ITEMS
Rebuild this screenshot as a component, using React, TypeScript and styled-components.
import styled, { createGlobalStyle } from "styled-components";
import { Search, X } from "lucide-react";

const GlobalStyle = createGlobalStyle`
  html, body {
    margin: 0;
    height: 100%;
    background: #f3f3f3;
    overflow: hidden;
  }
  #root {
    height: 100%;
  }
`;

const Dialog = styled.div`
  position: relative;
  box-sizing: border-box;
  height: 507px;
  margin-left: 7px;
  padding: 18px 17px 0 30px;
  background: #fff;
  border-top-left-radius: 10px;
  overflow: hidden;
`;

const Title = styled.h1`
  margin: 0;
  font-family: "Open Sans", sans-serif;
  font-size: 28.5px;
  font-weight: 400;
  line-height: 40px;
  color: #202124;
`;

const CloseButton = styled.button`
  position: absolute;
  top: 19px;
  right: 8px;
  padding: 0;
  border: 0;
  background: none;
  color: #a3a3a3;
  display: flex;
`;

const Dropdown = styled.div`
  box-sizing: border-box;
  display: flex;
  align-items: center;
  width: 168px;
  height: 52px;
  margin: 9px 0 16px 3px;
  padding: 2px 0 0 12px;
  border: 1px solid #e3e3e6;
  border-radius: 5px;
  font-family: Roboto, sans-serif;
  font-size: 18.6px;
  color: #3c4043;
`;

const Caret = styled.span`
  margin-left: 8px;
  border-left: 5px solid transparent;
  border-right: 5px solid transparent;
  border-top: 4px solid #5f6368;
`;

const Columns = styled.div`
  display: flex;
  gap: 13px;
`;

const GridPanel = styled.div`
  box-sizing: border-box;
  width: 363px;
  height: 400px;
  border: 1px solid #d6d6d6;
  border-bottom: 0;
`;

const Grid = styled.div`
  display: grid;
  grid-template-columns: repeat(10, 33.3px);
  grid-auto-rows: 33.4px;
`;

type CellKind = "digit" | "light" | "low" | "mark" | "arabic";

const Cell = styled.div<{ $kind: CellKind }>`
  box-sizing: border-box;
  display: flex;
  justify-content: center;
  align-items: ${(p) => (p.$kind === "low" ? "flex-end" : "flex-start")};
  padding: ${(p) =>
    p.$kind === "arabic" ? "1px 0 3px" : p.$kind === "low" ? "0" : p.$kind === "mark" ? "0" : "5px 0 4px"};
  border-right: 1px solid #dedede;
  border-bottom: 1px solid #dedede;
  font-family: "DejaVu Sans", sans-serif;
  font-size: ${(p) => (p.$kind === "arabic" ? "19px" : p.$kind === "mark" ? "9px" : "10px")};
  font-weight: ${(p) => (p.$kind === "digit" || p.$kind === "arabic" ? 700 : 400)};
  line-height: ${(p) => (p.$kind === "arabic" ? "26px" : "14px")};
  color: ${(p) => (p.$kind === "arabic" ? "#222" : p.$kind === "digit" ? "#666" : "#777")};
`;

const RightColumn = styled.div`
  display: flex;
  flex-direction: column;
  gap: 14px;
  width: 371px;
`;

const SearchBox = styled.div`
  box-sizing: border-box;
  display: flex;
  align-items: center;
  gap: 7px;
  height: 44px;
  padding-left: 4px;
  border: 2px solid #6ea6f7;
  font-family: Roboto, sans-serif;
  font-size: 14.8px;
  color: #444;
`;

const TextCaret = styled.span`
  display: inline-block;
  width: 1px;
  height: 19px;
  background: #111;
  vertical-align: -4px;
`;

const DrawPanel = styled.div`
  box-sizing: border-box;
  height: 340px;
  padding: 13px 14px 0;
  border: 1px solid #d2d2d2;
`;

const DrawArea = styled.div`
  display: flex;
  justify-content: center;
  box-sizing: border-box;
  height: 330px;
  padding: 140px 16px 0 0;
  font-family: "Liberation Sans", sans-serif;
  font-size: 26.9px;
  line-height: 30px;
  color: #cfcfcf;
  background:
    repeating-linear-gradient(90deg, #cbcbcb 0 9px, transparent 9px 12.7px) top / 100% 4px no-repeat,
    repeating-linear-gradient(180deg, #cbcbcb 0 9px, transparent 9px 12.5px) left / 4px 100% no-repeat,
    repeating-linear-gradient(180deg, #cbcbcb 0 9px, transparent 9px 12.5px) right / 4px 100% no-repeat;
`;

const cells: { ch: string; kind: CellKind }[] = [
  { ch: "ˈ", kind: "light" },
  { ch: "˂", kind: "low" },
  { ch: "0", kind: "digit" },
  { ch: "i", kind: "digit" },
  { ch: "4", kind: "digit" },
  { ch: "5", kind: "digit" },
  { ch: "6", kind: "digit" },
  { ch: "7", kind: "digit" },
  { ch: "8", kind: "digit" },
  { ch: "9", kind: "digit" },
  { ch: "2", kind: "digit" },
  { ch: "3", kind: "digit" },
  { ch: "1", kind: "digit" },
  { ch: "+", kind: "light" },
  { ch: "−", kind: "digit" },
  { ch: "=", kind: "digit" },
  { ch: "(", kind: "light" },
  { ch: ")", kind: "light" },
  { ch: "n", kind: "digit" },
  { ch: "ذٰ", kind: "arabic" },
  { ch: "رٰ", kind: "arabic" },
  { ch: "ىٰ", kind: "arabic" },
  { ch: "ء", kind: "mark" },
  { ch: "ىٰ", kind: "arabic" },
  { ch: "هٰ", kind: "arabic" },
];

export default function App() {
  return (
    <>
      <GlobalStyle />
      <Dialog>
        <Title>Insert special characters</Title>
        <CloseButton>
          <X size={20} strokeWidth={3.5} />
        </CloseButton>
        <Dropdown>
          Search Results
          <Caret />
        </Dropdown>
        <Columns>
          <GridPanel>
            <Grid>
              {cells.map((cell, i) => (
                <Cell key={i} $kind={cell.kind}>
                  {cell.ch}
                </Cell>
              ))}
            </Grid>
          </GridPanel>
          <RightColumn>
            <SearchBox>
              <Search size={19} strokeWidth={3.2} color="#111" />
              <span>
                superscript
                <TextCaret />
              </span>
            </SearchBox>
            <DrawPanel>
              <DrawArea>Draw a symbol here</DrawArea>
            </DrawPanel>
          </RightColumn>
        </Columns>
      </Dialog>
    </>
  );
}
==
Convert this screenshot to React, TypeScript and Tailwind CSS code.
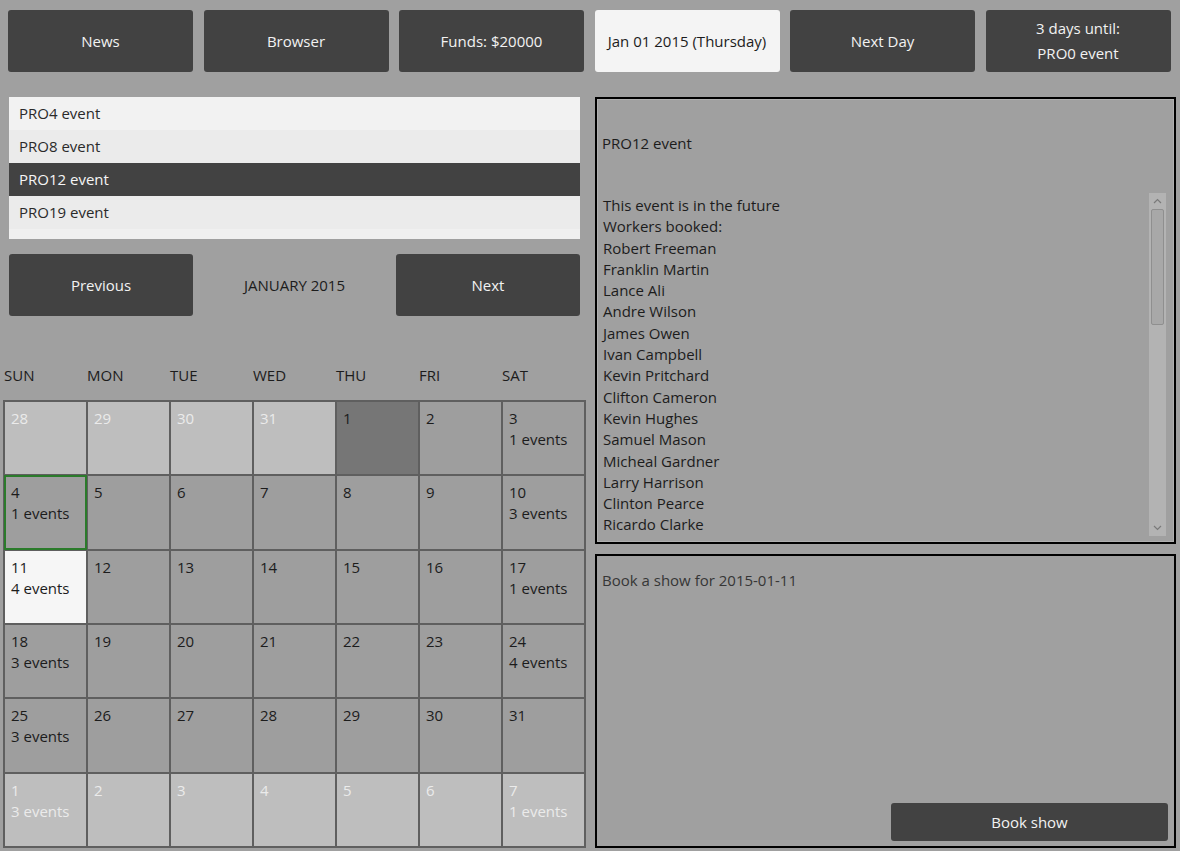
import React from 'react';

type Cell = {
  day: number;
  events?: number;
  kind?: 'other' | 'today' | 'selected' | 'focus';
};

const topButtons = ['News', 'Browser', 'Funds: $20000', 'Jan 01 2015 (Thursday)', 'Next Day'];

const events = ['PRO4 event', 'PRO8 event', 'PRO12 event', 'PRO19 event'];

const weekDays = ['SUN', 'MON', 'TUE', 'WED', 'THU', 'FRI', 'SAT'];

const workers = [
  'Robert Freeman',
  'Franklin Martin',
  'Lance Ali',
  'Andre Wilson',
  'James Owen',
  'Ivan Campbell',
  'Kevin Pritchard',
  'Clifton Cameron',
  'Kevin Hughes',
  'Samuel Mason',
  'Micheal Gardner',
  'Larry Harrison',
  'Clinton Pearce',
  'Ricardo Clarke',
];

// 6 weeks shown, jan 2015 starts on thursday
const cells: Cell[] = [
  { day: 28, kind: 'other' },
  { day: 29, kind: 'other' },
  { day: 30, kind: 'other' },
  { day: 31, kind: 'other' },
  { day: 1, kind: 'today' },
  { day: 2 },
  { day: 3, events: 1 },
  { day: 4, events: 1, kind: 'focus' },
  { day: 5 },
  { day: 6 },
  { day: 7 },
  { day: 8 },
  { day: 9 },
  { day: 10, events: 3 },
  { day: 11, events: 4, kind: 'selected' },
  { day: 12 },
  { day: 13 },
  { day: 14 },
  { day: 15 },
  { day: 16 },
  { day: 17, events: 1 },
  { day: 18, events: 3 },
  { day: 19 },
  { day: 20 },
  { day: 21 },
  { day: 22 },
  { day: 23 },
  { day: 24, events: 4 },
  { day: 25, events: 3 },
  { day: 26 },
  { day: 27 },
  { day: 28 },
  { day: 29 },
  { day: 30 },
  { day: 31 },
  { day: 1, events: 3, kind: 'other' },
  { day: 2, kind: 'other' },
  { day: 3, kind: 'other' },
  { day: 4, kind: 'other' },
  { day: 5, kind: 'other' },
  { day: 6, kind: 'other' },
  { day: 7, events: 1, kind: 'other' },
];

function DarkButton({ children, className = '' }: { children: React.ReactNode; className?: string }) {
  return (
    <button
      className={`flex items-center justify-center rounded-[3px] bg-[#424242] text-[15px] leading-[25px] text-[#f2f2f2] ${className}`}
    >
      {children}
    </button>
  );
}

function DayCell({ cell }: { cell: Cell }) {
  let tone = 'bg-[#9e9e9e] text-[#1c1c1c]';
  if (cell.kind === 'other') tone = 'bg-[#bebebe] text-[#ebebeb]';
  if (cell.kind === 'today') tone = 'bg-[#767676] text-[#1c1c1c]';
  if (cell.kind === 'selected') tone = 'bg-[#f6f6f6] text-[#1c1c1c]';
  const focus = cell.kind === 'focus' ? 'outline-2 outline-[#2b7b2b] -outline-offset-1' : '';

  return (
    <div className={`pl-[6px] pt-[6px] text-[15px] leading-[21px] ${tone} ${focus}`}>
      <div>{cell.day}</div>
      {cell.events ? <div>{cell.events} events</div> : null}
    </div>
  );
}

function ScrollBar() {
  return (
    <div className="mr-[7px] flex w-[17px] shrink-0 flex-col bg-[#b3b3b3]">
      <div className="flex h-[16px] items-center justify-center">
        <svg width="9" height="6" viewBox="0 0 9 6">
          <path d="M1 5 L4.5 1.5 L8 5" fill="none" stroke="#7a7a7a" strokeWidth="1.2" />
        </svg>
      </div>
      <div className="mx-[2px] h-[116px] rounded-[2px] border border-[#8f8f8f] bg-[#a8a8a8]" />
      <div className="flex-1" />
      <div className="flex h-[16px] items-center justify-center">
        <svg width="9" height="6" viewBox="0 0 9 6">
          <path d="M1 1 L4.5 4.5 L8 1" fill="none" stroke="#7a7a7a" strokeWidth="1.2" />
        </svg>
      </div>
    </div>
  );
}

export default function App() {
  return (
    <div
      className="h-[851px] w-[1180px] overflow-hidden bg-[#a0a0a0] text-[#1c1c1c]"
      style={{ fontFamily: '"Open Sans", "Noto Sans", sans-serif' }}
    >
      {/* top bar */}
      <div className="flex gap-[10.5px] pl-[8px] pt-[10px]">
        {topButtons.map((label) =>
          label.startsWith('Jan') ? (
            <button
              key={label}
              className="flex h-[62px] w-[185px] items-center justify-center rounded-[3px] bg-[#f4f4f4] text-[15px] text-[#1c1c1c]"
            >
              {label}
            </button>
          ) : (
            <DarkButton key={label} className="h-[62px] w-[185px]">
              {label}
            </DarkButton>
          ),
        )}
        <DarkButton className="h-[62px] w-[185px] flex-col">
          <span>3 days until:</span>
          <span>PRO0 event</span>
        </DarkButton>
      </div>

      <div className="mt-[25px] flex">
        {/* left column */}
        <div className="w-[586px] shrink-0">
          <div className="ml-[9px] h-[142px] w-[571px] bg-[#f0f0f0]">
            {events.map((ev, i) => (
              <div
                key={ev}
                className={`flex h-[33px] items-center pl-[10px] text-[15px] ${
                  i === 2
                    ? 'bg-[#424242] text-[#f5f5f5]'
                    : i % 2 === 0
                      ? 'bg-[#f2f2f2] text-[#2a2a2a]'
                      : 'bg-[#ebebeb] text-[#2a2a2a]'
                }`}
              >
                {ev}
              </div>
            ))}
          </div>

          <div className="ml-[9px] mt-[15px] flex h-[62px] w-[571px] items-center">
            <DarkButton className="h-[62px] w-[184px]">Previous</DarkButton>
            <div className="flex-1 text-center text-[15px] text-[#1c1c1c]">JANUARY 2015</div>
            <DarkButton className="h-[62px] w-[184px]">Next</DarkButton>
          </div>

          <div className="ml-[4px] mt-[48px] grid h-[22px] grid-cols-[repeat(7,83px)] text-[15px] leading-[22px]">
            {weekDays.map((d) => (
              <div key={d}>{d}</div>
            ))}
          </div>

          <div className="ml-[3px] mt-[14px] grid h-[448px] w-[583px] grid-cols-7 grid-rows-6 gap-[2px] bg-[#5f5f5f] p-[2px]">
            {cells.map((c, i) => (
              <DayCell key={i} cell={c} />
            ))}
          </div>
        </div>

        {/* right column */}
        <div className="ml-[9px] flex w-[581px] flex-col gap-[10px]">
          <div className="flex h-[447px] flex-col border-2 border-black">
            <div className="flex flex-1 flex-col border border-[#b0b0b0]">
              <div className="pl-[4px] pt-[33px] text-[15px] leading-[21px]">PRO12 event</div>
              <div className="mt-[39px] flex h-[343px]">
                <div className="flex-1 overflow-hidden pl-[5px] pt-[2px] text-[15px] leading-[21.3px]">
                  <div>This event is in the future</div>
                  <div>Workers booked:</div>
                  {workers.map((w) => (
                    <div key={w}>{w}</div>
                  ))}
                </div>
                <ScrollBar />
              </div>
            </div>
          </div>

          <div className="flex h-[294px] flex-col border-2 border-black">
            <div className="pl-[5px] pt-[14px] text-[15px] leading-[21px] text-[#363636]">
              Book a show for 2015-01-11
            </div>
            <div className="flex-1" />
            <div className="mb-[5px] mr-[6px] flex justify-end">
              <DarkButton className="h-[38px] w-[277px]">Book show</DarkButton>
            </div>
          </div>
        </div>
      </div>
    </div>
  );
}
---
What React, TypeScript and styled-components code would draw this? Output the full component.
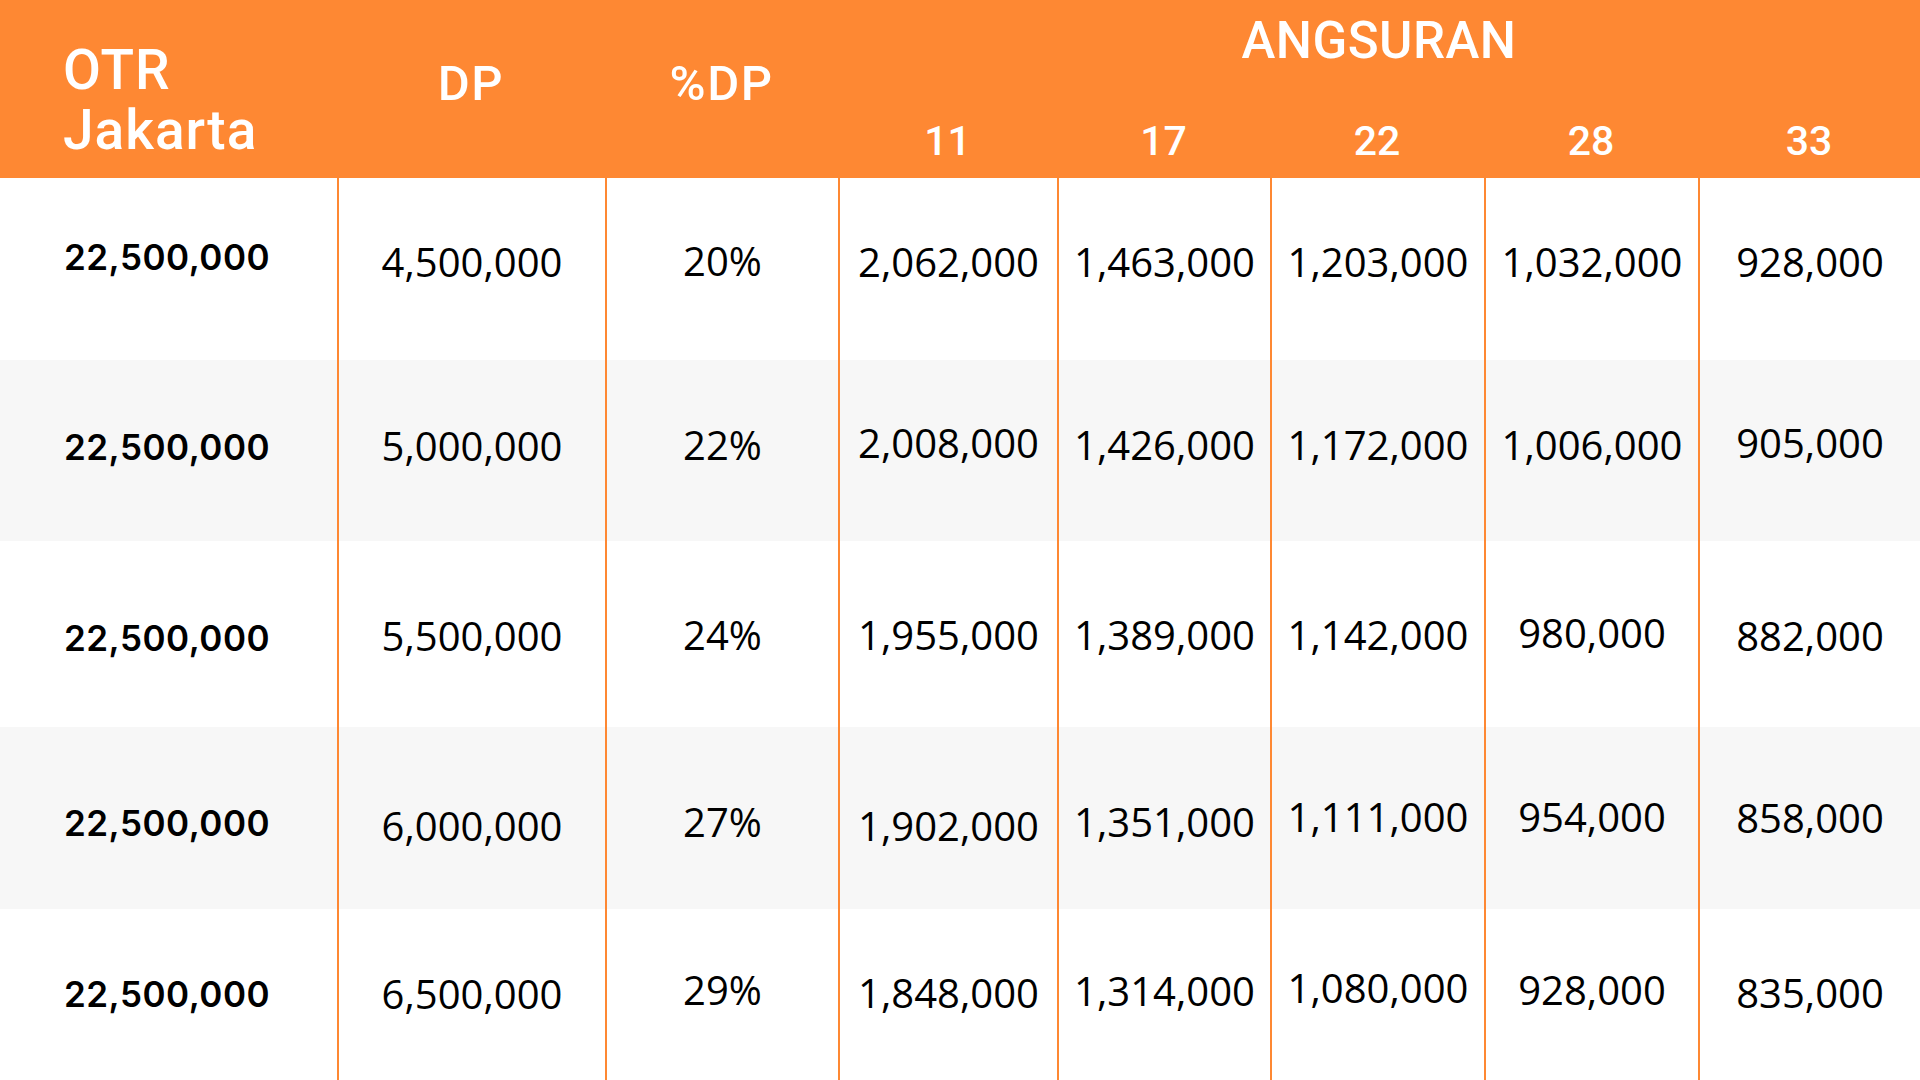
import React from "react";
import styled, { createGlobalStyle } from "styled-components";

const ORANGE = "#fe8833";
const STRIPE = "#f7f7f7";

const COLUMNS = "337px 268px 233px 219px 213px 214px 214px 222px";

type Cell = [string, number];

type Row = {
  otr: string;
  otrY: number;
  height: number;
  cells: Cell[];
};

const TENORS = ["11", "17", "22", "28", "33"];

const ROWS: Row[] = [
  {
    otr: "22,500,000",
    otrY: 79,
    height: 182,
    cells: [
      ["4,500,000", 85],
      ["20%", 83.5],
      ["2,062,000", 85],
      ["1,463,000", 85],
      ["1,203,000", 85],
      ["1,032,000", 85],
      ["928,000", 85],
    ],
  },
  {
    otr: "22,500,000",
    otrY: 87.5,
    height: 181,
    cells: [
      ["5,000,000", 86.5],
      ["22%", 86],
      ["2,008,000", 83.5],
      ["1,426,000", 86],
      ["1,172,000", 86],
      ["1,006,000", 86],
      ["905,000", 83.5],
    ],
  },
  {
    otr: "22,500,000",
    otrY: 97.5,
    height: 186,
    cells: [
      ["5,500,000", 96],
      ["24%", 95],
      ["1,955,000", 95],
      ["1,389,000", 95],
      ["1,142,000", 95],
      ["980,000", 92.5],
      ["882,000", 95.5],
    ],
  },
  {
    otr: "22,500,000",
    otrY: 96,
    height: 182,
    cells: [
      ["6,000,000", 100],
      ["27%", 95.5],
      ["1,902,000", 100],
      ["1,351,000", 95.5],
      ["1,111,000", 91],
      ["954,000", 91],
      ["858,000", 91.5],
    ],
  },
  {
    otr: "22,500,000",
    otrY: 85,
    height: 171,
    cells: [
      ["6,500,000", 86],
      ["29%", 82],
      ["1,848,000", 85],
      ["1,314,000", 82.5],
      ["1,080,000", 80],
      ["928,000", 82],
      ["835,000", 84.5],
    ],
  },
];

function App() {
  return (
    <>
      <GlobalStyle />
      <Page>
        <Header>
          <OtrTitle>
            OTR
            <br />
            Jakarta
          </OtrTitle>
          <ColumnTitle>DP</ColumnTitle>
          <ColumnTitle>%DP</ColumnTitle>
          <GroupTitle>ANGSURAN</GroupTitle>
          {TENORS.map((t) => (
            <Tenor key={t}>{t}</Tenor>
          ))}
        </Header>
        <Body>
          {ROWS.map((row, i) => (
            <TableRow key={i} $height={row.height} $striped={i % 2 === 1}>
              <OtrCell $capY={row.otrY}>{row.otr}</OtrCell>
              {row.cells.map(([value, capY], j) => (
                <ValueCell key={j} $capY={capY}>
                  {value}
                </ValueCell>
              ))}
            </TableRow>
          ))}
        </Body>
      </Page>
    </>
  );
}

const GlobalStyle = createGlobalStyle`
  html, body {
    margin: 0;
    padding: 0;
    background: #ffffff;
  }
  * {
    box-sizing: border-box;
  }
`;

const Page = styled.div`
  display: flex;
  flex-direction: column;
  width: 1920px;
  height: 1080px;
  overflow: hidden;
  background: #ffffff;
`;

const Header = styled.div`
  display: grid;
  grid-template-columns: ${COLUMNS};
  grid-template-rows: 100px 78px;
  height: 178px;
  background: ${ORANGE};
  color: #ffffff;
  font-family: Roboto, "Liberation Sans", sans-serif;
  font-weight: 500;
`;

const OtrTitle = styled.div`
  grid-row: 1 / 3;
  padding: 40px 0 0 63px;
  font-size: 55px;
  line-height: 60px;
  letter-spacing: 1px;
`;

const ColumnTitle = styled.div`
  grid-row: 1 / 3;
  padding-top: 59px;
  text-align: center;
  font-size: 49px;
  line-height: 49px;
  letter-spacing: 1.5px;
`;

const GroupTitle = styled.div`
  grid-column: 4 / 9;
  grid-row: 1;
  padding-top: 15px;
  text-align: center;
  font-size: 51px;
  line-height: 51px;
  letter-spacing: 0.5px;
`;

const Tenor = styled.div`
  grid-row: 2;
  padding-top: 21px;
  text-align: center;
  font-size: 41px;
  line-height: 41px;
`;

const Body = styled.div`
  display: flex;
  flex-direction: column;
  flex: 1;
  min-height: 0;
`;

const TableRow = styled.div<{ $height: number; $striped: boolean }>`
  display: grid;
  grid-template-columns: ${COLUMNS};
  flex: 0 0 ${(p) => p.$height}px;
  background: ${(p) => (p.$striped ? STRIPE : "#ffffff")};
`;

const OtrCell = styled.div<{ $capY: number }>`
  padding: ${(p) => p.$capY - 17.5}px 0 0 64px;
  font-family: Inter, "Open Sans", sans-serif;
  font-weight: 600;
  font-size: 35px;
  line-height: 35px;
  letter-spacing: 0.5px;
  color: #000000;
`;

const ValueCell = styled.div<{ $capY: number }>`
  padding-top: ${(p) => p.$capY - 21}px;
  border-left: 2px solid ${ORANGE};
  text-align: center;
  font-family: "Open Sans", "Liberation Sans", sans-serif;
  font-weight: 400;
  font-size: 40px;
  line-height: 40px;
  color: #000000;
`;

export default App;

REQUEST
From the listing above, restate verbatim the lines running from the one with "Convert this screenshot" through the one with "const events = ['PRO4", inclusive, but not the pictures.

FULL SOLUTION
Convert this screenshot to React, TypeScript and Tailwind CSS code.
import React from 'react';

type Cell = {
  day: number;
  events?: number;
  kind?: 'other' | 'today' | 'selected' | 'focus';
};

const topButtons = ['News', 'Browser', 'Funds: $20000', 'Jan 01 2015 (Thursday)', 'Next Day'];

const events = ['PRO4 event', 'PRO8 event', 'PRO12 event', 'PRO19 event'];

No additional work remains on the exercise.